WHAT IS NEEDED:
Write only the number of lines in the records beneath that hold "this".

====== DATASET RECORDS ======

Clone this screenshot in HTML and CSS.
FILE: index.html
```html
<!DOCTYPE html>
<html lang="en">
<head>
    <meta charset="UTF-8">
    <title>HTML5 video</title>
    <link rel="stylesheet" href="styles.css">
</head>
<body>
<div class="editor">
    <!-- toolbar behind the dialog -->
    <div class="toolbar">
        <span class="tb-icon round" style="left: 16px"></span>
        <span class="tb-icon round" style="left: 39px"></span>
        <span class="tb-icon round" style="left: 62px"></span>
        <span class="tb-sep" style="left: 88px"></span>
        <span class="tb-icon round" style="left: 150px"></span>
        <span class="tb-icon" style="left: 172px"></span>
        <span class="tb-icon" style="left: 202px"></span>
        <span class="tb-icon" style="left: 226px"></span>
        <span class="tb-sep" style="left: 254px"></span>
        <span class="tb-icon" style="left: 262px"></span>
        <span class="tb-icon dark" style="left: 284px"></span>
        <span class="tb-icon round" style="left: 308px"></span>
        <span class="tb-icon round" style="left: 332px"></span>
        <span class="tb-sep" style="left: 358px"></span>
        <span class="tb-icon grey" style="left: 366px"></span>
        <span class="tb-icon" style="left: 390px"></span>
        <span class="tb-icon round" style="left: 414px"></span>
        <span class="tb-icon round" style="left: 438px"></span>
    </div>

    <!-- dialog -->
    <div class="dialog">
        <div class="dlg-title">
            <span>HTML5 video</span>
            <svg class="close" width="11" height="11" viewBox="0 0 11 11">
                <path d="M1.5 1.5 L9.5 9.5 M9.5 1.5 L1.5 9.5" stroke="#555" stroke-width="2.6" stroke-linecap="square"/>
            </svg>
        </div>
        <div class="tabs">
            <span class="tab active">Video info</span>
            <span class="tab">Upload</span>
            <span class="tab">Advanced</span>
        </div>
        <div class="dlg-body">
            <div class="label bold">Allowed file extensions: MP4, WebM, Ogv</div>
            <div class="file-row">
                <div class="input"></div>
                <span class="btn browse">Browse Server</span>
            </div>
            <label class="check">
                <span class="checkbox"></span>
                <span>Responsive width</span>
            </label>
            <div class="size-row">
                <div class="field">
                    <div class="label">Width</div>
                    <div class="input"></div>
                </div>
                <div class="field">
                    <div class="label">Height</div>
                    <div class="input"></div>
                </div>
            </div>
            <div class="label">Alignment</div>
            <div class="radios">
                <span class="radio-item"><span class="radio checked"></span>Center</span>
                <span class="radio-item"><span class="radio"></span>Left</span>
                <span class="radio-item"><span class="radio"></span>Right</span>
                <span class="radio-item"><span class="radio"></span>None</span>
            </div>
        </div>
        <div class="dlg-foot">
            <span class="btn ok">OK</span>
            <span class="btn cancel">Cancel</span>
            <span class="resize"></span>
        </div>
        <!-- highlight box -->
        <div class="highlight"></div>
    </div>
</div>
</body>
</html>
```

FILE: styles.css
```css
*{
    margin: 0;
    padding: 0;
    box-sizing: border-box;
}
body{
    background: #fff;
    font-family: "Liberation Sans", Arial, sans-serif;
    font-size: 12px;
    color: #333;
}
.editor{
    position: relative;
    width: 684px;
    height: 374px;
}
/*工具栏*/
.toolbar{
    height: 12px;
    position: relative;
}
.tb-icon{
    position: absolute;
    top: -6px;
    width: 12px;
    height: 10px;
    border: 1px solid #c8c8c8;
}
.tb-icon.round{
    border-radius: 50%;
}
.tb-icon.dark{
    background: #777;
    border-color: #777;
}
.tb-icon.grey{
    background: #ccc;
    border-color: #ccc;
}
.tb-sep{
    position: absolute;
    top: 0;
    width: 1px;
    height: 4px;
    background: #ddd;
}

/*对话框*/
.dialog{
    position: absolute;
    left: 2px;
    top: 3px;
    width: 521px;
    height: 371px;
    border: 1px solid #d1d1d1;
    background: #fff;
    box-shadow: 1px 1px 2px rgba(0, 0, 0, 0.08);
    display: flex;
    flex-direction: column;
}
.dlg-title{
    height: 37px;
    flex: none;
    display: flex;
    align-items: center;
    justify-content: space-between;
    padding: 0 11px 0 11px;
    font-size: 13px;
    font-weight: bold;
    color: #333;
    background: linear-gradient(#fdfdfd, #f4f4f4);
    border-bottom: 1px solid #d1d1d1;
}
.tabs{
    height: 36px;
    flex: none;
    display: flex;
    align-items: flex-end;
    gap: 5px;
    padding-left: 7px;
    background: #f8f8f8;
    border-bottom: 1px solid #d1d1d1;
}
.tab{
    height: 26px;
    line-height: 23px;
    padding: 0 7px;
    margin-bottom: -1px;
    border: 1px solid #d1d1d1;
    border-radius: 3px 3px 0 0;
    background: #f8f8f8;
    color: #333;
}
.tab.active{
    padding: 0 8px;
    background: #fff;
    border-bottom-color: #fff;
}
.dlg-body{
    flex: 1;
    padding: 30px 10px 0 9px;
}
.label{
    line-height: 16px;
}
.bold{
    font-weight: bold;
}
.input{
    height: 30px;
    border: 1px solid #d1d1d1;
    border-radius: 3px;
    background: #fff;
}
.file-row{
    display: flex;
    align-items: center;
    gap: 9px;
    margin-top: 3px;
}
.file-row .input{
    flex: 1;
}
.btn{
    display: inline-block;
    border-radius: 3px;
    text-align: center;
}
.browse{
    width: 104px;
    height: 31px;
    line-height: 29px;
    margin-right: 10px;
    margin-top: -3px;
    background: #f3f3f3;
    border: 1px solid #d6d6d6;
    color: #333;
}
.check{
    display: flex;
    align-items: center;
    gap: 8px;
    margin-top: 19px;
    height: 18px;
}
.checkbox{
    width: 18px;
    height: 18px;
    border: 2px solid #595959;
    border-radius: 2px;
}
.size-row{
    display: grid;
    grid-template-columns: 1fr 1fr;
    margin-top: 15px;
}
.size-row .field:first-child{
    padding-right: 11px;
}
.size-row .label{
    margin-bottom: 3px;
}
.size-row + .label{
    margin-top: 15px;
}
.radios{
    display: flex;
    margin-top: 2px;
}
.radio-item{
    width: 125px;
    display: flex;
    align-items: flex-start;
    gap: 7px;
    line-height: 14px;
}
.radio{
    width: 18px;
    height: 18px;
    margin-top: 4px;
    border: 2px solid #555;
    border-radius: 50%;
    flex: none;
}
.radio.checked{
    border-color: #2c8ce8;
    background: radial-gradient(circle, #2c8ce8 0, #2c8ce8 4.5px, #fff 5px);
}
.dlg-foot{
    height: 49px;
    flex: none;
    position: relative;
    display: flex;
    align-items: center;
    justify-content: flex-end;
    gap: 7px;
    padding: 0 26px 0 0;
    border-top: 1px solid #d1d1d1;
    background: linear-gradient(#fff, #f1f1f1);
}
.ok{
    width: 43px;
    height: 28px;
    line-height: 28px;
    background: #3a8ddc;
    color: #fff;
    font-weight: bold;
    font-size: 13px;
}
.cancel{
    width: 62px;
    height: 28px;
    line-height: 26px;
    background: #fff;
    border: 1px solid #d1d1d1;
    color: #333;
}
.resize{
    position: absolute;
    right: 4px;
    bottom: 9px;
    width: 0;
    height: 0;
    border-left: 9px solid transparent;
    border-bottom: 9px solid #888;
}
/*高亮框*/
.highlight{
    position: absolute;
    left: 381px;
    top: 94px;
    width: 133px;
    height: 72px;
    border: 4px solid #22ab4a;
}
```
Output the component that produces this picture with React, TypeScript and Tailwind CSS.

======

OUTPUT OF THE TASK:
2